--- START DATA FOR THIS TASK ---
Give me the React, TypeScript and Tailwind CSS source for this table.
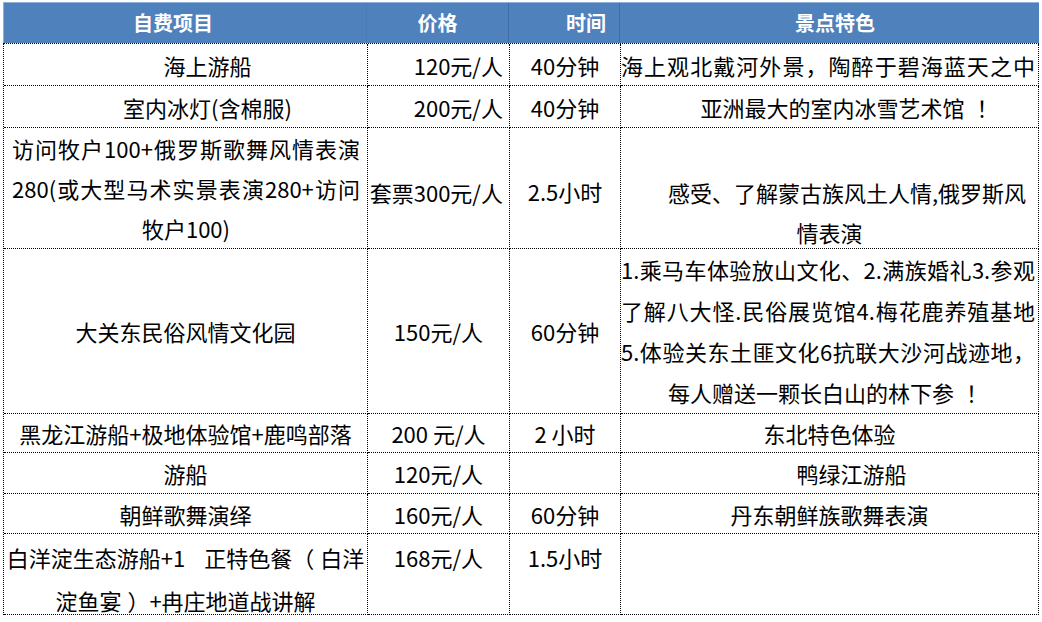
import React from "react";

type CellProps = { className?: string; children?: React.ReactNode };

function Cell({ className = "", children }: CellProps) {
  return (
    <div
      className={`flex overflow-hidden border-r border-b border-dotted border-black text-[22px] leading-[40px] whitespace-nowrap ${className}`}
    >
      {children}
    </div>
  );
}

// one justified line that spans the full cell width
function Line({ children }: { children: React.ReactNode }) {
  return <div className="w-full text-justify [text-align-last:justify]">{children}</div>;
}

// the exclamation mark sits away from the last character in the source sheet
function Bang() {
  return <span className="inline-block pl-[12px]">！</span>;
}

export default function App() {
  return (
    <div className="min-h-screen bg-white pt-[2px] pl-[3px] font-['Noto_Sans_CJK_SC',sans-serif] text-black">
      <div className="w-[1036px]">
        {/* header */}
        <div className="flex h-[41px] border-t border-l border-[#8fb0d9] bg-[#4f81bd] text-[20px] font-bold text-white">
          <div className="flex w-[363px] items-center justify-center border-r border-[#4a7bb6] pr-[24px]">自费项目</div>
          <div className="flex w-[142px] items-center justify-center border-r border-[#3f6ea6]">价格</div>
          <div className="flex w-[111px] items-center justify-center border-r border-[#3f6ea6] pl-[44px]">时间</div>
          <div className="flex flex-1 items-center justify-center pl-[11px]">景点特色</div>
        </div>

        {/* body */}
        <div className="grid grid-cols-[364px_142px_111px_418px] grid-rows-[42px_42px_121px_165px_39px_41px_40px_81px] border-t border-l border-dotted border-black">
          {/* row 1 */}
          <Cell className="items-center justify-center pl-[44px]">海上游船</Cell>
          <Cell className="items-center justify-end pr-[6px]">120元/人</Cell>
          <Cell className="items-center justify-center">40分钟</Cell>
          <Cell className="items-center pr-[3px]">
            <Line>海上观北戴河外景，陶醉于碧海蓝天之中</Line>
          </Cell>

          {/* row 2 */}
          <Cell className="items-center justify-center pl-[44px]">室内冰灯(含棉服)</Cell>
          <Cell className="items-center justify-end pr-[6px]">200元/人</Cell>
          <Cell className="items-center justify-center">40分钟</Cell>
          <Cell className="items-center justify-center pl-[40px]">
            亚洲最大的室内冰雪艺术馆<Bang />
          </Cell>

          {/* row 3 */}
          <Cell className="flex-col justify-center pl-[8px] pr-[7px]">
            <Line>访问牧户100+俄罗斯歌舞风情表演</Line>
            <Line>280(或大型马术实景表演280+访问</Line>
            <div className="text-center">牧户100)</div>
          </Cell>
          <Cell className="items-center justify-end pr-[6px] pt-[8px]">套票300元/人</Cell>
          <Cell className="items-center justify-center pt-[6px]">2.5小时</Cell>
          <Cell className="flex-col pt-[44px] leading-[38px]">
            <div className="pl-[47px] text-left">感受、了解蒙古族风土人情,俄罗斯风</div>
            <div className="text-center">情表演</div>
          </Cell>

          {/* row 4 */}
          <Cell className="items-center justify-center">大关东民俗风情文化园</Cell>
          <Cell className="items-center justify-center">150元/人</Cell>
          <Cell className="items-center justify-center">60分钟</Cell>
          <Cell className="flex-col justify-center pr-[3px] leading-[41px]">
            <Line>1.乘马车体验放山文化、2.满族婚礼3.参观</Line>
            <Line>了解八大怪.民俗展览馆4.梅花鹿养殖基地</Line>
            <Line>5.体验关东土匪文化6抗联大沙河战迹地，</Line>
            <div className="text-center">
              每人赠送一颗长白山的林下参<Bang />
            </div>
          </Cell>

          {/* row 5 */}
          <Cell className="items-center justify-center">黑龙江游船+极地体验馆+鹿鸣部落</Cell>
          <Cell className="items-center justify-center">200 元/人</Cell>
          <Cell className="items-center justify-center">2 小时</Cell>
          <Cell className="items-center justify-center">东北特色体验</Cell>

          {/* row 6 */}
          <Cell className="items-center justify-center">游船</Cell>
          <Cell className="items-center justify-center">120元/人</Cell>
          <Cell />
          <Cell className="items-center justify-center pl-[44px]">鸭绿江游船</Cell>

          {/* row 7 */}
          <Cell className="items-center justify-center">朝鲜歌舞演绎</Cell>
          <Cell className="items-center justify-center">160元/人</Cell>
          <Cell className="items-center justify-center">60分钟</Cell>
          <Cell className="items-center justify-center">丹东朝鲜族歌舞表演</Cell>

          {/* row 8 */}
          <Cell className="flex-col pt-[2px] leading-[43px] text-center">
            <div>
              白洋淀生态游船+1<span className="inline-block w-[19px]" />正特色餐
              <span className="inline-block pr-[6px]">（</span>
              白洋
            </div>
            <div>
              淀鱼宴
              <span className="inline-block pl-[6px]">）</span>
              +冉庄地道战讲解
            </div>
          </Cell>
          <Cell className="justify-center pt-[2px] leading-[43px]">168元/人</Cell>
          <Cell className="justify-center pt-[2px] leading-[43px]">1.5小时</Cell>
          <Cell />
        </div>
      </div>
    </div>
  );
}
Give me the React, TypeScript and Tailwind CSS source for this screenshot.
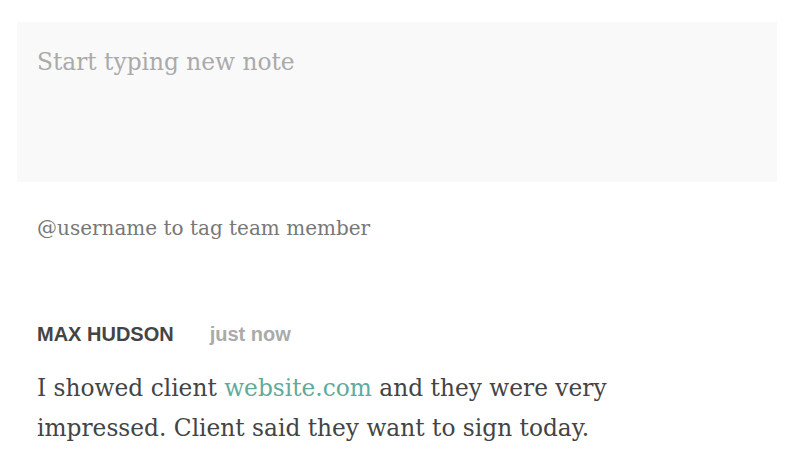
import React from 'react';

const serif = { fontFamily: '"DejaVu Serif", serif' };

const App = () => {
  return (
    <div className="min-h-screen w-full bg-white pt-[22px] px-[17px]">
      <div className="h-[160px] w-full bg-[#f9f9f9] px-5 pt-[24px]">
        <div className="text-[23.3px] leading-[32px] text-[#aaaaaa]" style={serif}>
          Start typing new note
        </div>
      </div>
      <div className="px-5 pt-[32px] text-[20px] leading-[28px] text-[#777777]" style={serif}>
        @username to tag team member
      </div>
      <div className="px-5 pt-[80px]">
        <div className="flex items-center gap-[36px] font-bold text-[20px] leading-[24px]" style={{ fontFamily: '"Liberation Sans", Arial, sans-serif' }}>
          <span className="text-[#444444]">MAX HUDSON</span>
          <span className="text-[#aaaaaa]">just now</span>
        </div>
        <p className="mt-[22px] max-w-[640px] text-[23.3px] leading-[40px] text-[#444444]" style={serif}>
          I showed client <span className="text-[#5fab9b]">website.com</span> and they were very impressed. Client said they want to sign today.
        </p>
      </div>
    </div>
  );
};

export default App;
--- END DATA FOR THIS TASK ---
*EXERCISE*
Without the pictures, retype the whole of the material above exactly.

*WRITTEN SOLUTION*
Give me the React, TypeScript and Tailwind CSS source for this table.
import React from "react";

type CellProps = { className?: string; children?: React.ReactNode };

function Cell({ className = "", children }: CellProps) {
  return (
    <div
      className={`flex overflow-hidden border-r border-b border-dotted border-black text-[22px] leading-[40px] whitespace-nowrap ${className}`}
    >
      {children}
    </div>
  );
}

// one justified line that spans the full cell width
function Line({ children }: { children: React.ReactNode }) {
  return <div className="w-full text-justify [text-align-last:justify]">{children}</div>;
}

// the exclamation mark sits away from the last character in the source sheet
function Bang() {
  return <span className="inline-block pl-[12px]">！</span>;
}

export default function App() {
  return (
    <div className="min-h-screen bg-white pt-[2px] pl-[3px] font-['Noto_Sans_CJK_SC',sans-serif] text-black">
      <div className="w-[1036px]">
        {/* header */}
        <div className="flex h-[41px] border-t border-l border-[#8fb0d9] bg-[#4f81bd] text-[20px] font-bold text-white">
          <div className="flex w-[363px] items-center justify-center border-r border-[#4a7bb6] pr-[24px]">自费项目</div>
          <div className="flex w-[142px] items-center justify-center border-r border-[#3f6ea6]">价格</div>
          <div className="flex w-[111px] items-center justify-center border-r border-[#3f6ea6] pl-[44px]">时间</div>
          <div className="flex flex-1 items-center justify-center pl-[11px]">景点特色</div>
        </div>

        {/* body */}
        <div className="grid grid-cols-[364px_142px_111px_418px] grid-rows-[42px_42px_121px_165px_39px_41px_40px_81px] border-t border-l border-dotted border-black">
          {/* row 1 */}
          <Cell className="items-center justify-center pl-[44px]">海上游船</Cell>
          <Cell className="items-center justify-end pr-[6px]">120元/人</Cell>
          <Cell className="items-center justify-center">40分钟</Cell>
          <Cell className="items-center pr-[3px]">
            <Line>海上观北戴河外景，陶醉于碧海蓝天之中</Line>
          </Cell>

          {/* row 2 */}
          <Cell className="items-center justify-center pl-[44px]">室内冰灯(含棉服)</Cell>
          <Cell className="items-center justify-end pr-[6px]">200元/人</Cell>
          <Cell className="items-center justify-center">40分钟</Cell>
          <Cell className="items-center justify-center pl-[40px]">
            亚洲最大的室内冰雪艺术馆<Bang />
          </Cell>

          {/* row 3 */}
          <Cell className="flex-col justify-center pl-[8px] pr-[7px]">
            <Line>访问牧户100+俄罗斯歌舞风情表演</Line>
            <Line>280(或大型马术实景表演280+访问</Line>
            <div className="text-center">牧户100)</div>
          </Cell>
          <Cell className="items-center justify-end pr-[6px] pt-[8px]">套票300元/人</Cell>
          <Cell className="items-center justify-center pt-[6px]">2.5小时</Cell>
          <Cell className="flex-col pt-[44px] leading-[38px]">
            <div className="pl-[47px] text-left">感受、了解蒙古族风土人情,俄罗斯风</div>
            <div className="text-center">情表演</div>
          </Cell>

          {/* row 4 */}
          <Cell className="items-center justify-center">大关东民俗风情文化园</Cell>
          <Cell className="items-center justify-center">150元/人</Cell>
          <Cell className="items-center justify-center">60分钟</Cell>
          <Cell className="flex-col justify-center pr-[3px] leading-[41px]">
            <Line>1.乘马车体验放山文化、2.满族婚礼3.参观</Line>
            <Line>了解八大怪.民俗展览馆4.梅花鹿养殖基地</Line>
            <Line>5.体验关东土匪文化6抗联大沙河战迹地，</Line>
            <div className="text-center">
              每人赠送一颗长白山的林下参<Bang />
            </div>
          </Cell>

          {/* row 5 */}
          <Cell className="items-center justify-center">黑龙江游船+极地体验馆+鹿鸣部落</Cell>
          <Cell className="items-center justify-center">200 元/人</Cell>
          <Cell className="items-center justify-center">2 小时</Cell>
          <Cell className="items-center justify-center">东北特色体验</Cell>

          {/* row 6 */}
          <Cell className="items-center justify-center">游船</Cell>
          <Cell className="items-center justify-center">120元/人</Cell>
          <Cell />
          <Cell className="items-center justify-center pl-[44px]">鸭绿江游船</Cell>

          {/* row 7 */}
          <Cell className="items-center justify-center">朝鲜歌舞演绎</Cell>
          <Cell className="items-center justify-center">160元/人</Cell>
          <Cell className="items-center justify-center">60分钟</Cell>
          <Cell className="items-center justify-center">丹东朝鲜族歌舞表演</Cell>

          {/* row 8 */}
          <Cell className="flex-col pt-[2px] leading-[43px] text-center">
            <div>
              白洋淀生态游船+1<span className="inline-block w-[19px]" />正特色餐
              <span className="inline-block pr-[6px]">（</span>
              白洋
            </div>
            <div>
              淀鱼宴
              <span className="inline-block pl-[6px]">）</span>
              +冉庄地道战讲解
            </div>
          </Cell>
          <Cell className="justify-center pt-[2px] leading-[43px]">168元/人</Cell>
          <Cell className="justify-center pt-[2px] leading-[43px]">1.5小时</Cell>
          <Cell />
        </div>
      </div>
    </div>
  );
}
Give me the React, TypeScript and Tailwind CSS source for this screenshot.
import React from 'react';

const serif = { fontFamily: '"DejaVu Serif", serif' };

const App = () => {
  return (
    <div className="min-h-screen w-full bg-white pt-[22px] px-[17px]">
      <div className="h-[160px] w-full bg-[#f9f9f9] px-5 pt-[24px]">
        <div className="text-[23.3px] leading-[32px] text-[#aaaaaa]" style={serif}>
          Start typing new note
        </div>
      </div>
      <div className="px-5 pt-[32px] text-[20px] leading-[28px] text-[#777777]" style={serif}>
        @username to tag team member
      </div>
      <div className="px-5 pt-[80px]">
        <div className="flex items-center gap-[36px] font-bold text-[20px] leading-[24px]" style={{ fontFamily: '"Liberation Sans", Arial, sans-serif' }}>
          <span className="text-[#444444]">MAX HUDSON</span>
          <span className="text-[#aaaaaa]">just now</span>
        </div>
        <p className="mt-[22px] max-w-[640px] text-[23.3px] leading-[40px] text-[#444444]" style={serif}>
          I showed client <span className="text-[#5fab9b]">website.com</span> and they were very impressed. Client said they want to sign today.
        </p>
      </div>
    </div>
  );
};

export default App;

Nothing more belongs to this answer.